Still, when you take typing out of the equation, it does end up putting a much greater emphasis on your own individual skill level, encouraging players to engage with the game’s mechanics rather than solely trying to play the system with elemental advantages. As a result, each match starts with a completely level playing field, regardless of whether you choose to pursue to offline Ferrum League matches or battle against other players locally or online.
In the online mode, friendly matches let you set your own match preferences, but true Pokemon masters should make their way to the ranked battles, as these pit you against other players from around the world in a bid to rise to the top of Pokken Tournament’s leaderboards. During review, online matches were flawless. Not only was a I paired up with another player within seconds, but battles were also entirely lag-free. There’s a penalty for quitting mid-match, too, making sure that poor losers get the comeuppance they deserve when it comes to their overall player rank.

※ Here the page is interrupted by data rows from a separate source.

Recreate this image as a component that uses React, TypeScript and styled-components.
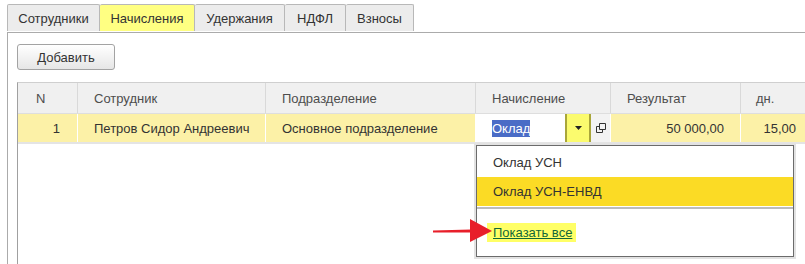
import styled, { createGlobalStyle } from "styled-components";

const Global = createGlobalStyle`
	html, body {
		margin: 0;
		padding: 0;
		background: #fff;
		overflow: hidden;
	}
	body {
		font-family: "Liberation Sans", Arial, sans-serif;
		font-size: 13px;
		color: #333;
	}
`;

const Page = styled.div`
	width: 805px;
	height: 264px;
	padding: 4px 0 0 7px;
	box-sizing: border-box;
	display: flex;
	flex-direction: column;
	overflow: hidden;
`;

const TabBar = styled.div`
	display: flex;
	height: 28px;
	border-bottom: 1px solid #ababab;
	margin-right: -7px;
`;

const Tab = styled.div<{ $active?: boolean; $first?: boolean; $width: number }>`
	display: flex;
	align-items: center;
	justify-content: center;
	box-sizing: border-box;
	width: ${(p) => p.$width}px;
	height: 27px;
	border: 1px solid #b8b8b8;
	border-bottom: none;
	border-left-width: ${(p) => (p.$first ? 1 : 0)}px;
	border-radius: 2px 2px 0 0;
	background: ${(p) => (p.$active ? "#ffff82" : "#ececec")};
	color: #333;
	white-space: nowrap;
`;

const Panel = styled.div`
	flex: 1;
	border-left: 1px solid #ababab;
	padding: 11px 0 0 9px;
	display: flex;
	flex-direction: column;
`;

const Button = styled.div`
	width: 96px;
	height: 24px;
	border: 1px solid #a3a3a3;
	border-radius: 3px;
	background: linear-gradient(#ffffff, #e6e6e6);
	display: flex;
	align-items: center;
	justify-content: center;
	color: #333;
`;

const TableWrap = styled.div`
	position: relative;
	margin-top: 12px;
	flex: 1;
	border-left: 1px solid #a0a0a0;
	border-top: 1px solid #cfcfcf;
`;

const Row = styled.div<{ $head?: boolean }>`
	display: grid;
	grid-template-columns: 60px 188px 210px 135px 130px 70px;
	height: ${(p) => (p.$head ? 30 : 28)}px;
	background: ${(p) => (p.$head ? "#f0f0f0" : "#fcf1a7")};
	border-bottom: ${(p) => (p.$head ? "1px solid #dedede" : "2px solid #e4e4e4")};
	color: ${(p) => (p.$head ? "#4d4d4d" : "#333")};
`;

const Cell = styled.div<{ $align?: "right"; $pad?: number; $line?: string }>`
	display: flex;
	align-items: center;
	justify-content: ${(p) => (p.$align === "right" ? "flex-end" : "flex-start")};
	padding: ${(p) => (p.$align === "right" ? `0 ${p.$pad ?? 14}px 0 0` : `0 0 0 ${p.$pad ?? 16}px`)};
	border-right: 1px solid ${(p) => p.$line ?? "#d9d9d9"};
	white-space: nowrap;
	overflow: hidden;
`;

const EditCell = styled.div`
	display: flex;
	border-right: 1px solid #fff;
`;

const Input = styled.div`
	flex: 1;
	background: #fff;
	display: flex;
	align-items: center;
	padding-left: 16px;
`;

const Selected = styled.span`
	background: #4a6cc6;
	color: #fff;
	line-height: 17px;
`;

const DropButton = styled.div`
	width: 22px;
	background: #fbfb6e;
	border-left: 2px solid #a9a63a;
	border-right: 2px solid #a9a63a;
	display: flex;
	align-items: center;
	justify-content: center;
`;

const OpenButton = styled.div`
	width: 19px;
	background: #f3f3f3;
	display: flex;
	align-items: center;
	justify-content: center;
`;

const Popup = styled.div`
	position: absolute;
	left: 458px;
	top: 62px;
	width: 316px;
	height: 108px;
	background: #fff;
	border: 1px solid #6b6b6b;
	box-shadow: 0 0 0 2px #e2e2e2;
	display: flex;
	flex-direction: column;
	padding-top: 2px;
	box-sizing: content-box;
`;

const Item = styled.div<{ $hot?: boolean }>`
	height: 29px;
	display: flex;
	align-items: center;
	padding-left: 16px;
	background: ${(p) => (p.$hot ? "#fbdb25" : "transparent")};
	color: #333;
`;

const Separator = styled.div`
	margin-top: 1px;
	border-top: 2px solid #bcbcbc;
`;

const LinkRow = styled.div`
	display: flex;
	padding: 14px 0 0 10px;
`;

const Link = styled.span`
	background: #ffff66;
	padding: 0 4px 0 6px;
	line-height: 19px;
	color: #11683a;
	text-decoration: underline;
`;

const Arrow = styled.svg`
	position: absolute;
	left: 415px;
	top: 136px;
`;

const tabs = [
	{ name: "Сотрудники", width: 93 },
	{ name: "Начисления", width: 95, active: true },
	{ name: "Удержания", width: 90 },
	{ name: "НДФЛ", width: 61 },
	{ name: "Взносы", width: 68 },
];

export default function App() {
	return (
		<>
			<Global />
			<Page>
				<TabBar>
					{tabs.map((t, i) => (
						<Tab key={t.name} $active={t.active} $first={i === 0} $width={t.width}>
							{t.name}
						</Tab>
					))}
				</TabBar>
				<Panel>
					<Button>Добавить</Button>
					<TableWrap>
						<Row $head>
							<Cell $pad={18}>N</Cell>
							<Cell>Сотрудник</Cell>
							<Cell>Подразделение</Cell>
							<Cell>Начисление</Cell>
							<Cell>Результат</Cell>
							<Cell $pad={15} $line="transparent">
								дн.
							</Cell>
						</Row>
						<Row>
							<Cell $align="right" $pad={17} $line="#fff">
								1
							</Cell>
							<Cell $line="#fff">Петров Сидор Андреевич</Cell>
							<Cell $line="#fff">Основное подразделение</Cell>
							<EditCell>
								<Input>
									<Selected>Оклад</Selected>
								</Input>
								<DropButton>
									<svg width="7" height="4" viewBox="0 0 7 4">
										<path d="M0 0h7L3.5 4z" fill="#222" />
									</svg>
								</DropButton>
								<OpenButton>
									<svg width="10" height="10" viewBox="0 0 10 10">
										<path
											d="M3.5 0.5h6v6h-6zM0.5 3.5h3M0.5 3.5v6h6v-3"
											fill="none"
											stroke="#333"
											strokeWidth="1"
										/>
									</svg>
								</OpenButton>
							</EditCell>
							<Cell $align="right" $pad={16} $line="#fff">
								50 000,00
							</Cell>
							<Cell $align="right" $pad={14} $line="transparent">
								15,00
							</Cell>
						</Row>
						<Popup>
							<Item>Оклад УСН</Item>
							<Item $hot>Оклад УСН-ЕНВД</Item>
							<Separator />
							<LinkRow>
								<Link>Показать все</Link>
							</LinkRow>
						</Popup>
						<Arrow width="60" height="24" viewBox="0 0 60 24">
							<path d="M0 11.5L38 10.5L38 13.5L0 13.5z" fill="#e81f2a" />
							<path d="M37 0L59 12L37 23z" fill="#e81f2a" />
						</Arrow>
					</TableWrap>
				</Panel>
			</Page>
		</>
	);
}
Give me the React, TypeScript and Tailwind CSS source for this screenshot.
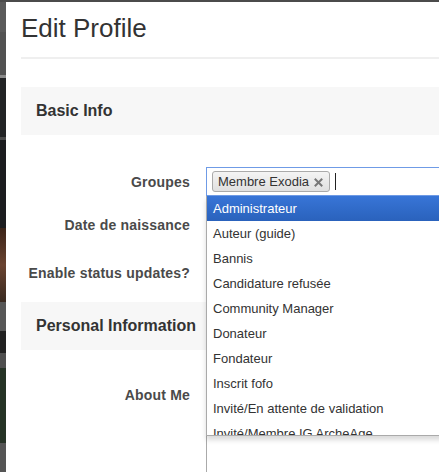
const groups = [
  "Administrateur",
  "Auteur (guide)",
  "Bannis",
  "Candidature refusée",
  "Community Manager",
  "Donateur",
  "Fondateur",
  "Inscrit fofo",
  "Invité/En attente de validation",
  "Invité/Membre IG ArcheAge",
];

// slices of the page behind the modal backdrop
const backdrop = [
  "h-[31px] bg-[#5a5a5a]",
  "h-[43px] bg-[#525252]",
  "h-[3px] bg-[#8a8a8a]",
  "h-[60px] bg-[#222325]",
  "h-[3px] bg-[#4a4a4a]",
  "h-[90px] bg-[#1c1d1f]",
  "h-[75px] bg-gradient-to-b from-[#3b2418] via-[#6a4330] to-[#3a2a20]",
  "h-[30px] bg-[#575757]",
  "h-[22px] bg-[#212121]",
  "h-[15px] bg-[#4f4f4f]",
  "h-[76px] bg-[#263326]",
  "h-[30px] bg-[#555555]",
];

function Label({ children }: { children: React.ReactNode }) {
  return (
    <div className="w-[169px] shrink-0 text-right text-[14px] font-bold leading-[20px] tracking-[0.2px] text-[#4a4a4a]">
      {children}
    </div>
  );
}

function Panel({ title }: { title: string }) {
  return (
    <div className="h-[48px] bg-[#f7f7f7] px-[15px] flex items-center">
      <h3 className="text-[16px] font-bold text-[#333]">{title}</h3>
    </div>
  );
}

export default function App() {
  return (
    <div
      className="w-full h-[472px] overflow-hidden bg-white flex flex-col"
      style={{ fontFamily: '"Liberation Sans", Arial, sans-serif' }}
    >
      <div className="h-[2px] bg-[#4b4b4b] shrink-0" />
      <div className="flex flex-1 min-h-0">
        <div className="w-[6px] shrink-0 flex flex-col">
          {backdrop.map((c, i) => (
            <div key={i} className={c} />
          ))}
        </div>

        <div className="w-[600px] shrink-0 bg-white pl-[15px]">
          <div className="pt-[12px]">
            <h1 className="text-[26px] leading-[28px] text-[#333]">Edit Profile</h1>
          </div>
          <div className="mt-[15px] h-[2px] bg-[#efefef]" />

          <div className="mt-[28px]">
            <Panel title="Basic Info" />
          </div>

          {/* Groupes: select2 with open dropdown */}
          <div className="mt-[32px] flex items-center gap-[16px] relative z-10">
            <Label>Groupes</Label>
            <div className="flex-1 relative">
              <div className="h-[29px] border border-[#6f9be6] bg-white flex items-center pl-[5px]">
                <span className="h-[21px] flex items-center gap-[5px] pl-[5px] pr-[6px] rounded-[3px] border border-[#aaa] bg-gradient-to-b from-[#f4f4f4] to-[#e0e0e0] text-[13px] text-[#333]">
                  Membre Exodia
                  <svg width="9" height="9" viewBox="0 0 9 9" className="mt-[1px]">
                    <path d="M1.5 1.5 L7.5 7.5 M7.5 1.5 L1.5 7.5" stroke="#777" strokeWidth="2" strokeLinecap="square" />
                  </svg>
                </span>
                <span className="ml-[5px] w-px h-[17px] bg-[#222]" />
              </div>

              <ul className="absolute left-0 right-0 top-full h-[240px] overflow-hidden bg-white border-x border-b border-[#aaa] shadow-[0_4px_5px_rgba(0,0,0,0.15)]">
                {groups.map((g, i) => (
                  <li
                    key={g}
                    className={
                      i === 0
                        ? "h-[25px] flex items-center pl-[6px] text-[13px] text-white bg-gradient-to-b from-[#3875d7] to-[#2a62bc]"
                        : "h-[25px] flex items-center pl-[6px] text-[13px] text-[#333]"
                    }
                  >
                    {g}
                  </li>
                ))}
              </ul>
            </div>
          </div>

          <div className="mt-[12px] h-[34px] flex items-center gap-[16px]">
            <Label>Date de naissance</Label>
          </div>

          <div className="mt-[14px] h-[34px] flex items-center gap-[16px]">
            <Label>Enable status updates?</Label>
          </div>

          <div className="mt-[12px]">
            <Panel title="Personal Information" />
          </div>

          <div className="mt-[31px] flex items-start gap-[16px]">
            <div className="pt-[4px]">
              <Label>About Me</Label>
            </div>
            <div className="flex-1 h-[120px] border border-[#aaa] rounded-[2px] bg-white" />
          </div>
        </div>
      </div>
    </div>
  );
}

It’s not completely perfect, but altogether Pokken Tournament is the perfect antidote to today’s modern fighting games. Unlike the nigh-on impenetrable Street Fighter V, Pokken Tournament can be picked up and played by almost anyone, making it a greatfit for the family-friendly Wii U, and its superb take on Pokemon battling will no doubt please fans of all ages. It’s a shame it lacks the series’ trademark elemental mechanics, but for those who have been longing for a true Pokemon brawler ever since the days of Pokemon Stadium, Pokken Tournament is the knock-out punch you’ve been waiting for.